Finding a library was easier said than done. Even though SIP is old and ubiquitous, libraries don’t seem plentiful. I started of using pyVoIP, a great effort that never really seemed to work for me. My SIP provider, CheapConnect, did not want to work with it. The reason I chose my provider is because, as the name already makes apparent: they’re cheap. This funny project costs me less than €1/month, which is worth it for the joke.
There are several codecs out there for telephony - some modern ones for better audio quality like Opus. Naturally my provider supports none of them, and just supports G.711a, otherwise known as PCMA or G.711 A-law. It turns out pyVoIP only supports G.711μ, which is used in the USA. You can’t have a standard if the USA doesn’t do things slightly differently :-)
I looked further and found another library, for C# this time: sipsorcery. It does a lot of things including the thing I want - receiving phone calls. Figuring out how that worked was a bit of a hassle, because the documentation works very well if you know what you are looking for, but otherwise it can be a bit of a mystery. It’s also very Windows-focused, and this runs on a Raspberry Pi.
Once the scaffolding was set up based on examples provided by sipsorcery, I could do the fun part. Audio and implementing the T9 keyboard. The audio part was pretty simple: it wants 16 KHz raw PCM audio (or 8 KHz, but I opted for 16). Luckily ffmpeg is great at converting any audio to that. For the voice itself, I just used an online text to speech API - even though the responses are dynamic, the text spoken never really needs to be. I can just generate an audio file for A-Z and 0-9 and use that.

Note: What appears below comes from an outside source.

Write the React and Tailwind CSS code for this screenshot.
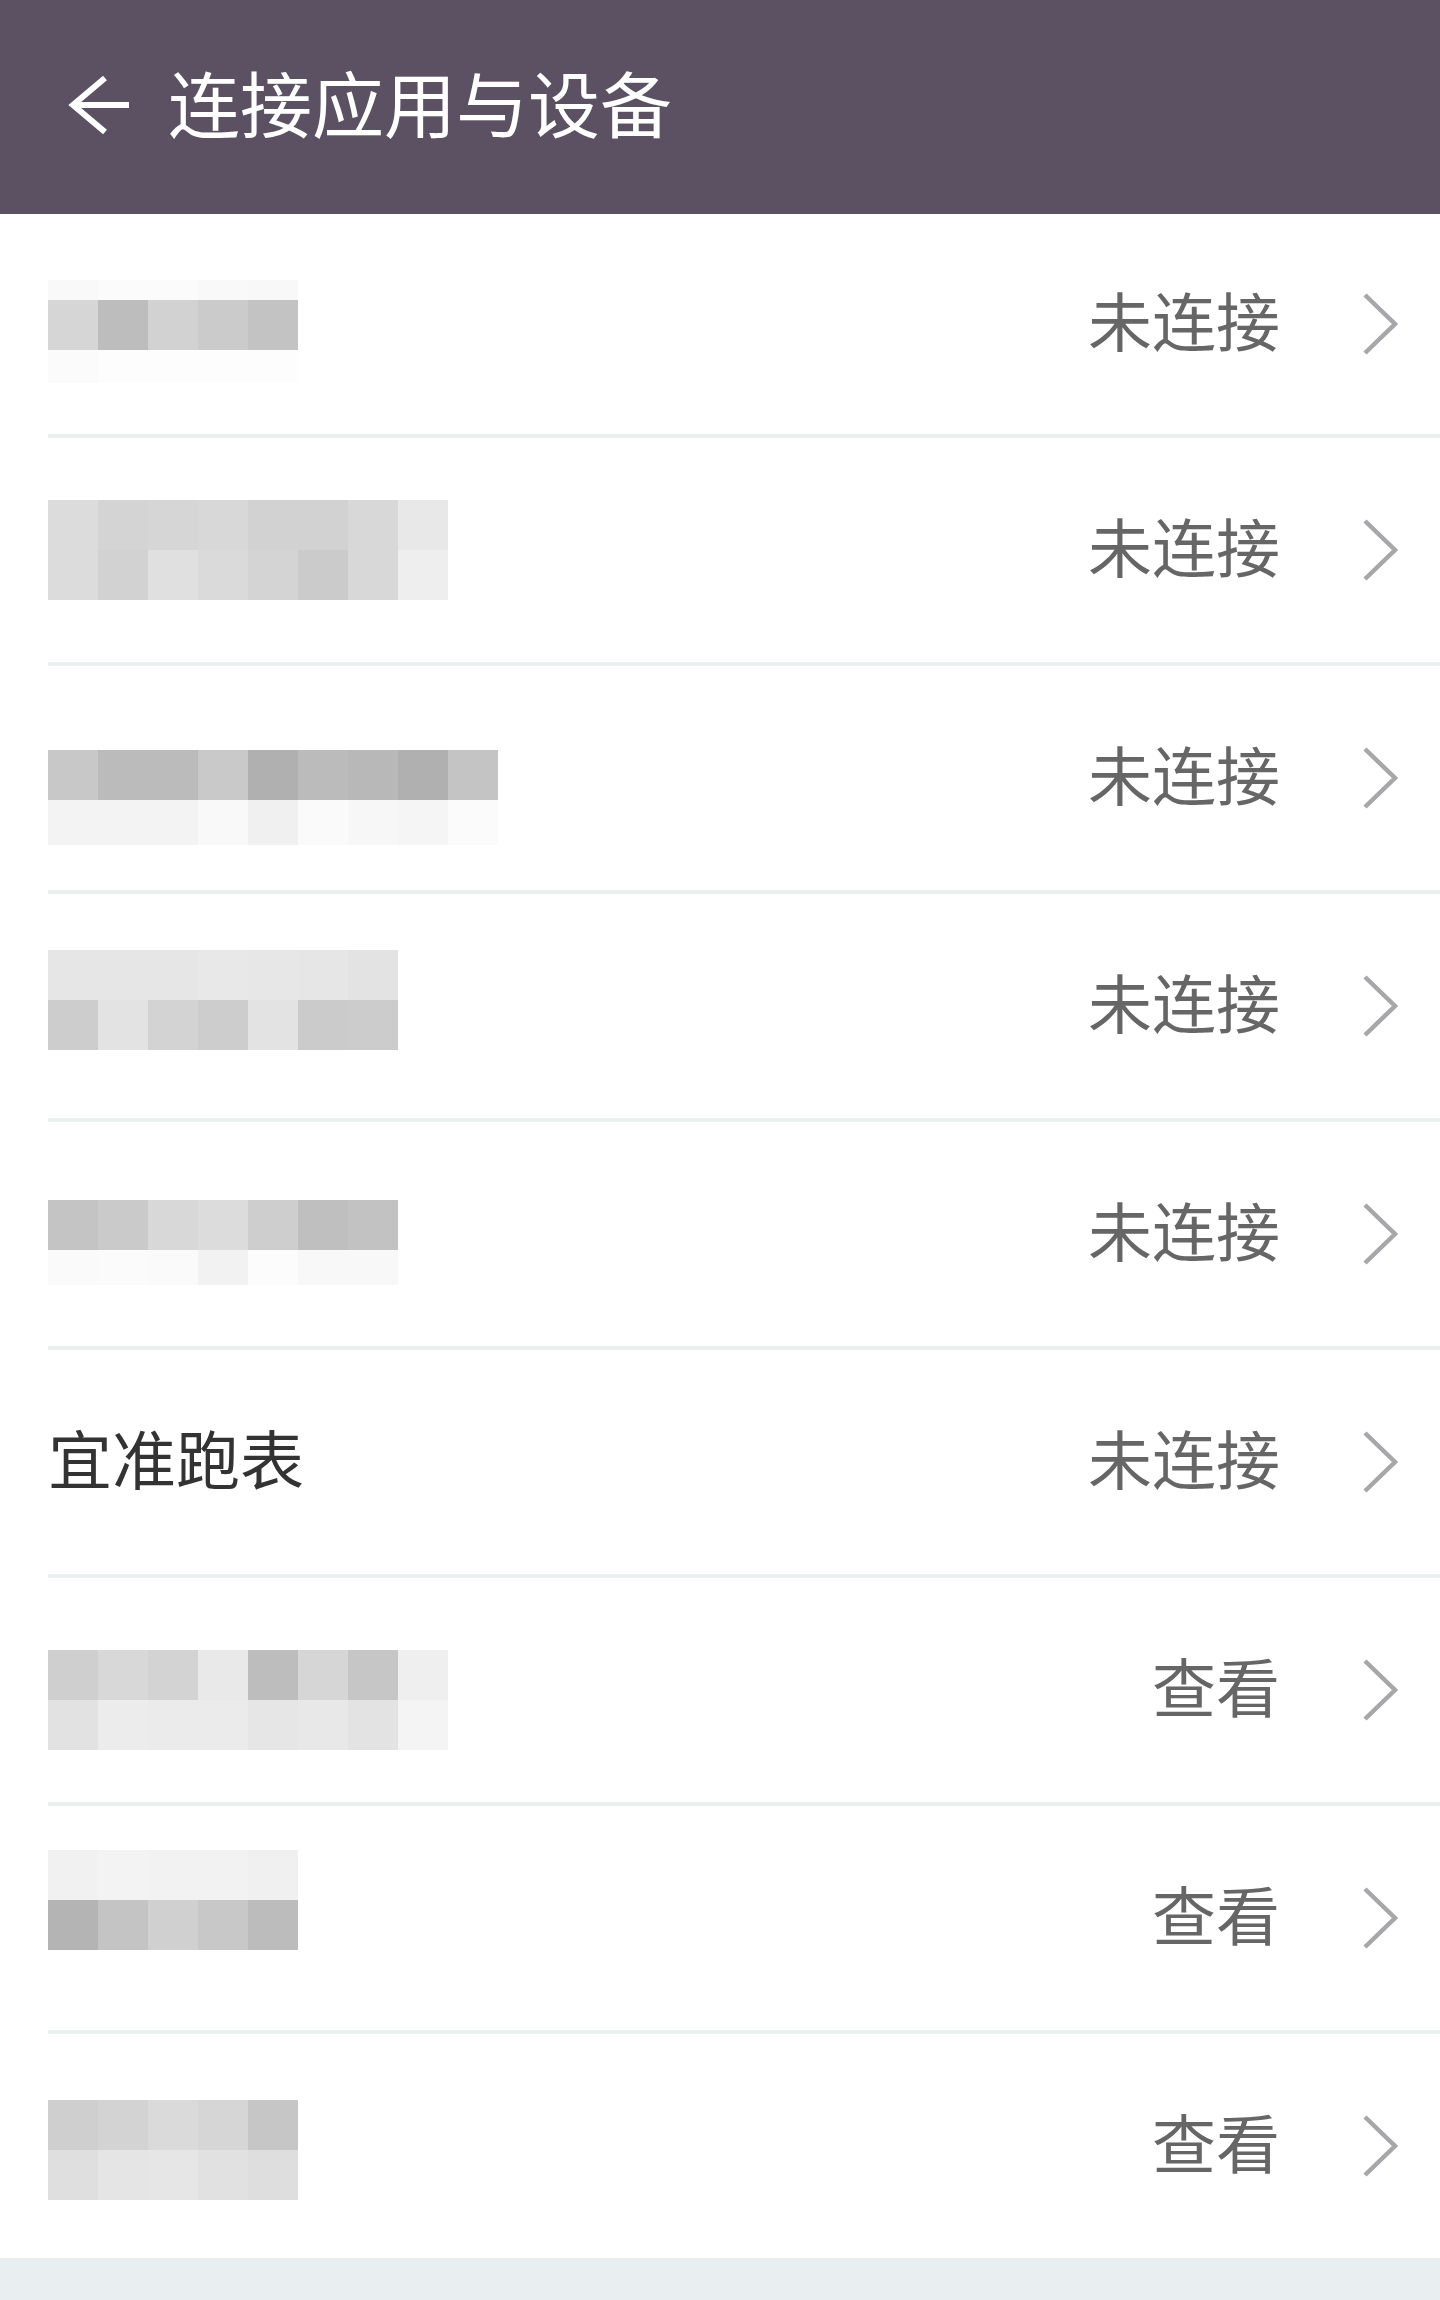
import React from "react";

function Mosaic({ rows, mt, heights }) {
  return (
    <div className={`flex flex-col self-start ${mt}`}>
      {rows.map((r, i) => (
        <div key={i} className="flex">
          {r.map((c, j) => (
            <div
              key={j}
              className="w-[50px]"
              style={{ backgroundColor: c, height: heights ? heights[i] : 50 }}
            />
          ))}
        </div>
      ))}
    </div>
  );
}

function Chevron() {
  return (
    <svg width="36" height="62" viewBox="0 0 36 62" fill="none">
      <path d="M3 2 L33 31 L3 60" stroke="#a6a6ab" strokeWidth="4.5" strokeLinejoin="miter" />
    </svg>
  );
}

function Right({ action }) {
  return (
    <div className="ml-auto flex items-center gap-[82px]">
      <span className="text-[64px] leading-none text-[#666666] mb-[12px]">{action}</span>
      <Chevron />
    </div>
  );
}

export default function App() {
  const items = [
    {
      h: "h-[224px]",
      mt: "mt-[66px]",
      heights: [20, 50, 33],
      rows: [
        ["#f9f9f9", "#fbfbfb", "#fbfbfb", "#f9f9f9", "#f8f8f8"],
        ["#d6d6d6", "#bdbdbd", "#d2d2d2", "#cbcbcb", "#c3c3c3"],
        ["#fbfbfb", "#fdfdfd", "#fdfdfd", "#fdfdfd", "#fdfdfd"],
      ],
      action: "未连接",
    },
    {
      h: "h-[228px]",
      mt: "mt-[62px]",
      rows: [
        ["#dcdcdc", "#d4d4d4", "#d6d6d6", "#d8d8d8", "#d2d2d2", "#d2d2d2", "#d8d8d8", "#e8e8e8"],
        ["#dcdcdc", "#d2d2d2", "#e0e0e0", "#dadada", "#d4d4d4", "#cbcbcb", "#d8d8d8", "#eeeeee"],
      ],
      action: "未连接",
    },
    {
      h: "h-[228px]",
      mt: "mt-[84px]",
      heights: [50, 45],
      rows: [
        ["#c8c8c8", "#bbbbbb", "#bbbbbb", "#c9c9c9", "#b0b0b0", "#bbbbbb", "#b8b8b8", "#b0b0b0", "#c4c4c4"],
        ["#f3f3f3", "#f3f3f3", "#f3f3f3", "#f9f9f9", "#f0f0f0", "#fafafa", "#f7f7f7", "#f5f5f5", "#fbfbfb"],
      ],
      action: "未连接",
    },
    {
      h: "h-[228px]",
      mt: "mt-[56px]",
      rows: [
        ["#e6e6e6", "#e6e6e6", "#e6e6e6", "#e8e8e8", "#e7e7e7", "#e6e6e6", "#e3e3e3"],
        ["#cdcdcd", "#e3e3e3", "#d3d3d3", "#cdcdcd", "#e3e3e3", "#cbcbcb", "#cccccc"],
      ],
      action: "未连接",
    },
    {
      h: "h-[228px]",
      mt: "mt-[78px]",
      heights: [50, 35],
      rows: [
        ["#c4c4c4", "#cacaca", "#d8d8d8", "#dcdcdc", "#cecece", "#bfbfbf", "#c2c2c2"],
        ["#fafafa", "#fbfbfb", "#fafafa", "#f2f2f2", "#fcfcfc", "#f8f8f8", "#f8f8f8"],
      ],
      action: "未连接",
    },
    { h: "h-[228px]", text: "宜准跑表", action: "未连接" },
    {
      h: "h-[228px]",
      mt: "mt-[72px]",
      rows: [
        ["#cfcfcf", "#d8d8d8", "#d3d3d3", "#e9e9e9", "#bdbdbd", "#d6d6d6", "#c6c6c6", "#efefef"],
        ["#e2e2e2", "#ececec", "#ebebeb", "#ebebeb", "#e6e6e6", "#e8e8e8", "#e3e3e3", "#f4f4f4"],
      ],
      action: "查看",
    },
    {
      h: "h-[228px]",
      mt: "mt-[44px]",
      rows: [
        ["#f1f1f1", "#f3f3f3", "#f2f2f2", "#f2f2f2", "#f0f0f0"],
        ["#b4b4b4", "#c4c4c4", "#d0d0d0", "#c8c8c8", "#bcbcbc"],
      ],
      action: "查看",
    },
    {
      h: "h-[224px]",
      mt: "mt-[66px]",
      rows: [
        ["#cfcfcf", "#d3d3d3", "#dadada", "#d6d6d6", "#c6c6c6"],
        ["#dfdfdf", "#e5e5e5", "#e6e6e6", "#e1e1e1", "#dedede"],
      ],
      action: "查看",
      last: true,
    },
  ];

  return (
    <div className="w-[1440px] h-[2300px] bg-white flex flex-col font-['Noto_Sans_CJK_SC',sans-serif] overflow-hidden">
      <header className="h-[214px] shrink-0 bg-[#5b5162] flex items-center">
        <svg className="ml-[68px] mb-[4px]" width="64" height="60" viewBox="0 0 64 60" fill="none">
          <path d="M4 30 H61" stroke="#ffffff" strokeWidth="6" />
          <path d="M37 3 L5 30 L37 57" stroke="#ffffff" strokeWidth="6" strokeLinejoin="miter" />
        </svg>
        <h1 className="ml-[36px] mb-[12px] text-[72px] leading-none font-normal text-white">
          连接应用与设备
        </h1>
      </header>
      {items.map((it, i) => (
        <div
          key={i}
          className={`ml-[48px] ${it.h} shrink-0 flex items-center pr-[42px] ${
            it.last ? "" : "border-b-[4px] border-[#eaeff1]"
          }`}
        >
          {it.text ? (
            <span className="text-[64px] leading-none text-[#333333] mb-[12px]">{it.text}</span>
          ) : (
            <Mosaic rows={it.rows} mt={it.mt} heights={it.heights} />
          )}
          <Right action={it.action} />
        </div>
      ))}
      <div className="flex-1 bg-[#e9eff1]" />
    </div>
  );
}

The T9 keyboard was somewhat tricky because it relies on timing. I decided to take some shortcuts, and just use a timer of one second. That time was based on my old phone with a T9 keyboard. That does mean for the quick T9 typers that you cannot start with the next letter after the first letter is done, but in practice I don’t think that is too much of a disturbance. They are simply ignored.

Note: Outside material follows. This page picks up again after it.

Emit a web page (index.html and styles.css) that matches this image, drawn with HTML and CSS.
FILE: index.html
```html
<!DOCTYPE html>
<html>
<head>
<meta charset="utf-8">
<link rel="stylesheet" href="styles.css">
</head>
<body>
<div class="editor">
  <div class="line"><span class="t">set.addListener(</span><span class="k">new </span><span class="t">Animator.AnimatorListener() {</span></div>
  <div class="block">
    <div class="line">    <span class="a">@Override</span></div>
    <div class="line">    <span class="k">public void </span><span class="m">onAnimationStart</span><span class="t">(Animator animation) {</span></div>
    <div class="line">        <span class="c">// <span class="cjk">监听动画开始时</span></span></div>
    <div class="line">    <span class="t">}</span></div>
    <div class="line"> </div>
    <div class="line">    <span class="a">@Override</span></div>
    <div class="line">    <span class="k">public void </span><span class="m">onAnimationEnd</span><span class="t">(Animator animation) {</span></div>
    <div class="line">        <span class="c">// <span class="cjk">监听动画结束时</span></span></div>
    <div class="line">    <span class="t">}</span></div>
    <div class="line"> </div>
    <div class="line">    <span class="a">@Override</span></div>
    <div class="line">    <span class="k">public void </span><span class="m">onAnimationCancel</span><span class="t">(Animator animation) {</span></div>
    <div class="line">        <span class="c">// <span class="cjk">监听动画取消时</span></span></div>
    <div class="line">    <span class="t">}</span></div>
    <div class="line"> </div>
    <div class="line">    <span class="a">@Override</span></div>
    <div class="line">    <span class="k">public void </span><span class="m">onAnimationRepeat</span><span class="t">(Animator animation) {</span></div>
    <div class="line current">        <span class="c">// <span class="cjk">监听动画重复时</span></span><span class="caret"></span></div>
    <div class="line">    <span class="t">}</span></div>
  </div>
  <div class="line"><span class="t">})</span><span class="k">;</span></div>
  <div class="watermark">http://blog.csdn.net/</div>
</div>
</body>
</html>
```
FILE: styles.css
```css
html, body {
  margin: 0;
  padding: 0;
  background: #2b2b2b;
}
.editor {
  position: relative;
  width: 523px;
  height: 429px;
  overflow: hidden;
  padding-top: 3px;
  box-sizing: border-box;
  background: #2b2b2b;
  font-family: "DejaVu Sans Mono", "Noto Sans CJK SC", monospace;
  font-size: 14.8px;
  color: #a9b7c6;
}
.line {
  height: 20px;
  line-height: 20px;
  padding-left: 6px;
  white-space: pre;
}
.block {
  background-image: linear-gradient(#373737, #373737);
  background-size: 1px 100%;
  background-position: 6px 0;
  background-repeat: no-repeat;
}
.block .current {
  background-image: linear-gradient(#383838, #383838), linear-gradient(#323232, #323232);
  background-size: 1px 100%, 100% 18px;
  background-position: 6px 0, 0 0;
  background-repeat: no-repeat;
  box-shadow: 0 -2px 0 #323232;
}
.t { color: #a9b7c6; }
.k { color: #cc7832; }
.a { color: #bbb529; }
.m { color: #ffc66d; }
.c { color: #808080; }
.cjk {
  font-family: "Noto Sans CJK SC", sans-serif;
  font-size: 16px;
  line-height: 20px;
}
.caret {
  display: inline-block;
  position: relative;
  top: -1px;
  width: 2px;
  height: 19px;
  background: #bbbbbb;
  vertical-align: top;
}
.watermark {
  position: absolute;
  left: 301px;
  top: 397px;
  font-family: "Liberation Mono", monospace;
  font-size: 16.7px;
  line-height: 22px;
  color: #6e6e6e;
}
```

This is what that code looks like:
private System.Timers.Timer timer = new System.Timers.Timer(1000);
public async Task ButtonPress(byte key, int duration)
{
await Task.Run(() =>
{
buffer.Add(key);
timer.Stop();
timer.Start();
});
}
private async Task AddLetter(string letter)
{
timer.Stop();
textBuffer += letter;
await PlayLetter(letter);
}
private async Task FlushBuffer()
{
var buf = new List<byte>(this.buffer);
if (buf.Count == 0) return;
if (!buf.All(x => x == buf[0]))
{
this.buffer.Clear();
return;
}
if (buf[0] == 0)
{
if (buf.Count == 1) await AddLetter("-");
if (buf.Count == 2) await AddLetter("0");
}
else if (buf[0] == 1)
{
if (buf.Count == 1) await AddLetter(".");
if (buf.Count == 2) await AddLetter("1");
}
else if (buf[0] == 2)
{
if (buf.Count == 1) await AddLetter("A");
if (buf.Count == 2) await AddLetter("B");
if (buf.Count == 3) await AddLetter("C");
if (buf.Count == 4) await AddLetter("2");
}
else if (buf[0] == 3)
{
if (buf.Count == 1) await AddLetter("D");
if (buf.Count == 2) await AddLetter("E");
if (buf.Count == 3) await AddLetter("F");
if (buf.Count == 4) await AddLetter("3");
}
else if (buf[0] == 4)
{
if (buf.Count == 1) await AddLetter("G");
if (buf.Count == 2) await AddLetter("H");
if (buf.Count == 3) await AddLetter("I");
if (buf.Count == 4) await AddLetter("4");
}
else if (buf[0] == 5)
{
if (buf.Count == 1) await AddLetter("J");
if (buf.Count == 2) await AddLetter("K");
if (buf.Count == 3) await AddLetter("L");
if (buf.Count == 4) await AddLetter("5");
}
else if (buf[0] == 6)
{
if (buf.Count == 1) await AddLetter("M");
if (buf.Count == 2) await AddLetter("N");
if (buf.Count == 3) await AddLetter("O");
if (buf.Count == 4) await AddLetter("6");
}
else if (buf[0] == 7)
{
if (buf.Count == 1) await AddLetter("P");
if (buf.Count == 2) await AddLetter("Q");
if (buf.Count == 3) await AddLetter("R");
if (buf.Count == 4) await AddLetter("S");
if (buf.Count == 5) await AddLetter("7");
}
else if (buf[0] == 8)
{
if (buf.Count == 1) await AddLetter("T");
if (buf.Count == 2) await AddLetter("U");
if (buf.Count == 3) await AddLetter("V");
if (buf.Count == 4) await AddLetter("8");
}
else if (buf[0] == 9)
{
if (buf.Count == 1) await AddLetter("W");
if (buf.Count == 2) await AddLetter("X");
if (buf.Count == 3) await AddLetter("Y");
if (buf.Count == 4) await AddLetter("Z");
if (buf.Count == 5) await AddLetter("9");
}
else if (buf[0] == 10)
{
if (buf.Count == 1 && textBuffer.Length >= 1)
{
await PlayAudio("Tones/removed.pcm");
textBuffer = textBuffer.Remove(textBuffer.Length - 1);
}
}
else if (buf[0] == 11)
{
if (buf.Count == 1)
{
timer.Stop();
await Continue();
}
}
this.buffer.Clear();
}
I now have a text buffer with the domain name, and now I need to do the DNS part too. For a project revolving around DNS, this was frankly the easiest part, as I just used C#’s built-in Dns.GetHostEntry. Some slight filtering later (reading out IPv6 over the phone takes ages, so let’s not do that), and by reusing the sounds for the input methods, and voila: DNS resolution over the phone.
Then it was a matter of squashing some bugs that had to do with sipsorcery, such as handling more than one call (for which they luckily provide examples). There are probably still some bugs, but luckily this does not need to be production-grade software.
I might play around with more phone-related things in the future. Who knows, maybe it’s capable of text-based.. err.. phone-based adventures. Or maybe I can use a phone as remote control, or as a Tamagotchi. On the more practical spectrum of things I’ve also played around with hooking it up to a Discord voice call. There will probably be more phone-based shenanigans in the future.